Only the lines from the start of the data below through the line that contains "const DY = 38.17;" are to be copied, exactly and without pictures.

—————

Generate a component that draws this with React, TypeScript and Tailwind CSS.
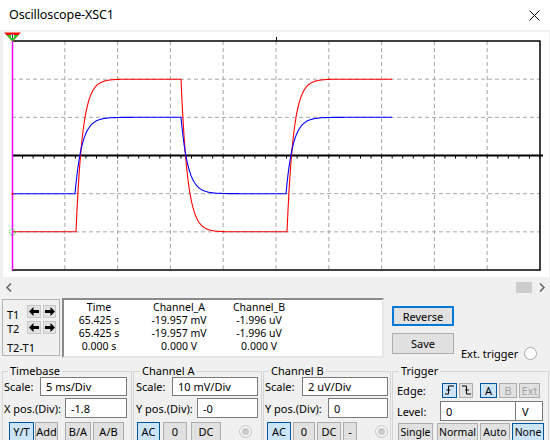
import React from "react";

const Y0 = 155.5;
const DY = 38.17;

function tracePoints(amp: number, tau: number, edges: number[]) {
  const pts: string[] = [];
  let v = -amp;
  for (let x = 12; x <= 392; x += 1) {
    const n = edges.filter((e) => e <= x).length;
    const target = n % 2 === 1 ? amp : -amp;
    if (x > 12) v = target + (v - target) * Math.exp(-1 / tau);
    pts.push(`${x},${(Y0 - v * DY).toFixed(1)}`);
  }
  return pts.join(" ");
}

function Plot() {
  const vx = Array.from({ length: 9 }, (_, k) => 12 + 52.8 * (k + 1));
  const hy = [1, 2, 4, 5].map((j) => 41 + DY * j);
  const ticks = Array.from({ length: 50 }, (_, k) => 12 + 10.56 * (k + 1));
  const red = tracePoints(2, 6.5, [76.5, 182, 287.5]);
  const blue = tracePoints(1, 7, [75.5, 181.5, 287]);
  return (
    <svg width={546} height={245} viewBox="3 32 546 245" className="block">
      {vx.map((x, i) => (
        <line key={"v" + i} x1={x} y1={41} x2={x} y2={270} stroke="#a6a6a6" strokeWidth={1} strokeDasharray="4 3" />
      ))}
      {hy.map((y, i) => (
        <line key={"h" + i} x1={12} y1={y} x2={540} y2={y} stroke="#a6a6a6" strokeWidth={1} strokeDasharray="4 3" />
      ))}
      <line x1={12} y1={41} x2={540.5} y2={41} stroke="#000" strokeWidth={1.5} />
      <line x1={12} y1={270} x2={540.5} y2={270} stroke="#000" strokeWidth={1.5} />
      <line x1={540} y1={41} x2={540} y2={270.5} stroke="#000" strokeWidth={1.5} />
      <line x1={12} y1={Y0} x2={543} y2={Y0} stroke="#000" strokeWidth={2} />
      {ticks.map((x, i) => (
        <line key={"t" + i} x1={x} y1={Y0} x2={x} y2={Y0 + 3} stroke="#000" strokeWidth={1} />
      ))}
      <line x1={276.5} y1={37} x2={276.5} y2={41} stroke="#000" strokeWidth={1} />
      <polyline points={red} fill="none" stroke="#ff0000" strokeWidth={1.1} />
      <polyline points={blue} fill="none" stroke="#0000ff" strokeWidth={1.1} />
      <line x1={12.5} y1={36} x2={12.5} y2={270} stroke="#ff00ff" strokeWidth={1.5} />
      <polygon points="4,32.5 21,32.5 12.5,41.5" fill="#ff0000" />
      <polygon points="6.5,35 18.5,35 12.5,41.5" fill="#22cc22" />
      <rect x={11} y={34.5} width={3} height={3.5} fill="#ffffff" />
      <line x1={12.5} y1={34.5} x2={12.5} y2={38} stroke="#000" strokeWidth={0.8} />
      <circle cx={12.5} cy={232} r={3} fill="none" stroke="#22cc22" strokeWidth={1} strokeDasharray="1.5 1" />
      <circle cx={12.5} cy={194} r={1} fill="#ff0000" />
    </svg>
  );
}

function Btn({
  children,
  w,
  h = "h-full",
  sel = false,
  dis = false,
  extra = "",
}: {
  children: React.ReactNode;
  w: string;
  h?: string;
  sel?: boolean;
  dis?: boolean;
  extra?: string;
}) {
  return (
    <div
      className={`${w} ${h} ${extra} shrink-0 flex items-center justify-center border whitespace-nowrap ${
        sel ? "bg-[#cce4f7] border-[#005499]" : "bg-[#e1e1e1] border-[#adadad]"
      } ${dis ? "text-[#a3a3a3]" : "text-black"}`}
    >
      {children}
    </div>
  );
}

function Input({ children, w, h }: { children: React.ReactNode; w: string; h: string }) {
  return (
    <div className={`${w} ${h} shrink-0 bg-white border border-[#7a7a7a] flex items-center pl-[5px]`}>{children}</div>
  );
}

function Radio({ disabled = false, extra = "" }: { disabled?: boolean; extra?: string }) {
  return disabled ? (
    <div className={`${extra} w-[13px] h-[13px] rounded-full border border-[#c4c4c4] bg-[#f4f4f4] flex items-center justify-center shrink-0`}>
      <div className="w-[7px] h-[7px] rounded-full bg-[#c8c8c8]" />
    </div>
  ) : (
    <div className={`${extra} w-[13px] h-[13px] rounded-full border border-[#a8a8a8] bg-white shrink-0`} />
  );
}

function Arrow({ dir }: { dir: "l" | "r" }) {
  return (
    <svg width={10} height={9} viewBox="0 0 10 9">
      {dir === "l" ? (
        <polygon points="0,4.5 4.5,0 4.5,3 10,3 10,6 4.5,6 4.5,9" fill="#000" />
      ) : (
        <polygon points="10,4.5 5.5,0 5.5,3 0,3 0,6 5.5,6 5.5,9" fill="#000" />
      )}
    </svg>
  );
}

function ArrowBtn({ dir, w }: { dir: "l" | "r"; w: string }) {
  return (
    <div className={`${w} h-[13px] bg-[#e1e1e1] border border-[#c8c8c8] flex items-center justify-center`}>
      <Arrow dir={dir} />
    </div>
  );
}

export default function App() {
  return (
    <div className="w-[550px] h-[440px] overflow-hidden bg-[#f0f0f0] text-black font-['Noto_Sans',sans-serif] text-[11px] leading-[13px]">
      {/* title bar */}
      <div className="h-[30px] bg-white flex items-center justify-between pl-[9px] pr-[10px]">
        <span className="text-[12.5px] leading-[16px] tracking-[-0.1px]">Oscilloscope-XSC1</span>
        <svg width={11} height={11} viewBox="0 0 11 11">
          <path d="M0.5 0.5 L10.5 10.5 M10.5 0.5 L0.5 10.5" stroke="#000" strokeWidth={1} />
        </svg>
      </div>

      {/* plot */}
      <div className="mt-[2px] ml-[3px] w-[546px] h-[245px] bg-white">
        <Plot />
      </div>

      {/* scroll bar */}
      <div className="h-[21px] flex items-center pl-[6px] pr-[5px]">
        <svg width={6} height={9} viewBox="0 0 6 9">
          <path d="M5 0.5 L1 4.5 L5 8.5" fill="none" stroke="#606060" strokeWidth={1.5} />
        </svg>
        <div className="flex-1" />
        <div className="w-[16px] h-[11px] bg-[#cdcdcd]" />
        <svg width={6} height={9} viewBox="0 0 6 9" className="ml-[7px]">
          <path d="M1 0.5 L5 4.5 L1 8.5" fill="none" stroke="#606060" strokeWidth={1.5} />
        </svg>
      </div>

      {/* middle row */}
      <div className="flex h-[67px] pl-[2px]">
        <div className="mt-[1px] w-[58px] h-[57px] border border-[#b4b4b4] pt-[5px] pl-[4px]">
          <div className="flex items-center h-[13px]">
            <span className="w-[20px] mt-[5px]">T1</span>
            <ArrowBtn dir="l" w="w-[14px]" />
            <div className="ml-[2px]">
              <ArrowBtn dir="r" w="w-[13px]" />
            </div>
          </div>
          <div className="flex items-center h-[13px] mt-[3px]">
            <span className="w-[20px] mt-[2px]">T2</span>
            <ArrowBtn dir="l" w="w-[14px]" />
            <div className="ml-[2px]">
              <ArrowBtn dir="r" w="w-[13px]" />
            </div>
          </div>
          <div className="mt-[7px] h-[13px]">T2-T1</div>
        </div>

        <div className="ml-[2px] w-[322px] h-[60px] bg-white border-2 border-t-[#8a8a8a] border-l-[#8a8a8a] border-r-[#e6e6e6] border-b-[#e6e6e6] pt-[1px]">
          <div className="grid grid-cols-[70px_90px_70px] text-center text-[10.5px] leading-[13px]">
            <span>Time</span>
            <span>Channel_A</span>
            <span>Channel_B</span>
            <span>65.425 s</span>
            <span>-19.957 mV</span>
            <span>-1.996 uV</span>
            <span>65.425 s</span>
            <span>-19.957 mV</span>
            <span>-1.996 uV</span>
            <span>0.000 s</span>
            <span>0.000 V</span>
            <span>0.000 V</span>
          </div>
        </div>

        <div className="ml-[8px] pt-[8px]">
          <div className="w-[62px] h-[20px] bg-[#e1e1e1] border-2 border-[#0078d7] flex items-center justify-center">
            Reverse
          </div>
          <div className="flex items-start mt-[7px]">
            <Btn w="w-[62px]" h="h-[21px]">
              Save
            </Btn>
            <div className="ml-[7px] mt-[13px] h-[14px] flex items-center">
              <span>Ext. trigger</span>
              <Radio extra="ml-[6px]" />
            </div>
          </div>
        </div>
      </div>

      {/* bottom groups */}
      <div className="flex">
        <fieldset className="ml-[2px] w-[130px] h-[80px] border border-[#d5d5d5] min-w-0">
          <legend className="ml-[5px] px-[2px] leading-[12px]">Timebase</legend>
          <div className="flex items-center h-[19px] pl-[1px]">
            <span className="w-[36px] shrink-0">Scale:</span>
            <Input w="w-[87px]" h="h-[19px]">5 ms/Div</Input>
          </div>
          <div className="flex items-center h-[20px] mt-[2px] pl-[1px]">
            <span className="w-[61px] shrink-0 whitespace-nowrap">X pos.(Div):</span>
            <Input w="w-[62px]" h="h-[20px]">-1.8</Input>
          </div>
          <div className="flex h-[19px] mt-[4px] pl-[6px]">
            <Btn w="w-[25px]" sel>
              Y/T
            </Btn>
            <Btn w="w-[23px]" extra="ml-[1px]">
              Add
            </Btn>
            <Btn w="w-[26px]" extra="ml-[7px]">
              B/A
            </Btn>
            <Btn w="w-[31px]" extra="ml-[2px]">
              A/B
            </Btn>
          </div>
        </fieldset>

        <fieldset className="ml-[1px] w-[129px] h-[80px] border border-[#d5d5d5] min-w-0">
          <legend className="ml-[6px] px-[2px] leading-[12px]">Channel A</legend>
          <div className="flex items-center h-[19px] pl-[2px]">
            <span className="w-[36px] shrink-0">Scale:</span>
            <Input w="w-[86px]" h="h-[19px]">10 mV/Div</Input>
          </div>
          <div className="flex items-center h-[20px] mt-[2px] pl-[2px]">
            <span className="w-[61px] shrink-0 whitespace-nowrap">Y pos.(Div):</span>
            <Input w="w-[61px]" h="h-[20px]">-0</Input>
          </div>
          <div className="flex items-center h-[19px] mt-[4px] pl-[3px]">
            <Btn w="w-[23px]" sel>
              AC
            </Btn>
            <Btn w="w-[24px]" extra="ml-[3px]">
              0
            </Btn>
            <Btn w="w-[30px]" extra="ml-[4px]">
              DC
            </Btn>
            <Radio disabled extra="ml-[18px]" />
          </div>
        </fieldset>

        <fieldset className="ml-[1px] w-[128px] h-[80px] border border-[#d5d5d5] min-w-0">
          <legend className="ml-[5px] px-[2px] leading-[12px]">Channel B</legend>
          <div className="flex items-center h-[19px] pl-[1px]">
            <span className="w-[37px] shrink-0">Scale:</span>
            <Input w="w-[86px]" h="h-[19px]">2 uV/Div</Input>
          </div>
          <div className="flex items-center h-[20px] mt-[2px] pl-[1px]">
            <span className="w-[63px] shrink-0 whitespace-nowrap">Y pos.(Div):</span>
            <Input w="w-[60px]" h="h-[20px]">0</Input>
          </div>
          <div className="flex items-center h-[19px] mt-[4px] pl-[3px]">
            <Btn w="w-[24px]" sel>
              AC
            </Btn>
            <Btn w="w-[22px]" extra="ml-[2px]">
              0
            </Btn>
            <Btn w="w-[24px]" extra="ml-[2px]">
              DC
            </Btn>
            <Btn w="w-[14px]" extra="ml-[2px]">
              -
            </Btn>
            <Radio disabled extra="ml-[18px]" />
          </div>
        </fieldset>

        <fieldset className="ml-[1px] w-[157px] h-[80px] border border-[#d5d5d5] min-w-0">
          <legend className="ml-[6px] px-[2px] leading-[12px]">Trigger</legend>
          <div className="flex items-center h-[20px] mt-[3px] pl-[4px]">
            <span className="w-[45px] shrink-0">Edge:</span>
            <Btn w="w-[15px]" h="h-[15px]" sel>
              <svg width={9} height={10} viewBox="0 0 9 10">
                <path d="M0 9 H3.5 V1 H9 M1.5 5 H5.5" fill="none" stroke="#000" strokeWidth={1} />
              </svg>
            </Btn>
            <Btn w="w-[14px]" h="h-[15px]" extra="ml-[2px]">
              <svg width={9} height={10} viewBox="0 0 9 10">
                <path d="M0 1 H4.5 V9 H9 M3 5 H7" fill="none" stroke="#000" strokeWidth={1} />
              </svg>
            </Btn>
            <Btn w="w-[17px]" h="h-[15px]" sel extra="ml-[7px]">
              A
            </Btn>
            <Btn w="w-[18px]" h="h-[15px]" dis extra="ml-[2px]">
              B
            </Btn>
            <Btn w="w-[21px]" h="h-[15px]" dis extra="ml-[2px]">
              Ext
            </Btn>
          </div>
          <div className="flex items-center h-[20px] mt-[1px] pl-[4px]">
            <span className="w-[43px] shrink-0">Level:</span>
            <Input w="w-[76px]" h="h-[20px]">0</Input>
            <div className="-ml-px w-[28px] h-[20px] bg-white border border-[#7a7a7a] flex items-center pl-[6px]">V</div>
          </div>
          <div className="flex h-[18px] mt-[2px] pl-[5px] text-[10.5px]">
            <Btn w="w-[35px]">Single</Btn>
            <Btn w="w-[41px]" extra="ml-[4px]">
              Normal
            </Btn>
            <Btn w="w-[30px]" extra="ml-[2px]">
              Auto
            </Btn>
            <Btn w="w-[32px]" sel extra="ml-[2px]">
              None
            </Btn>
          </div>
        </fieldset>
      </div>
    </div>
  );
}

—————

Complete response:
Generate a component that draws this with React, TypeScript and Tailwind CSS.
import React from "react";

const Y0 = 155.5;
const DY = 38.17;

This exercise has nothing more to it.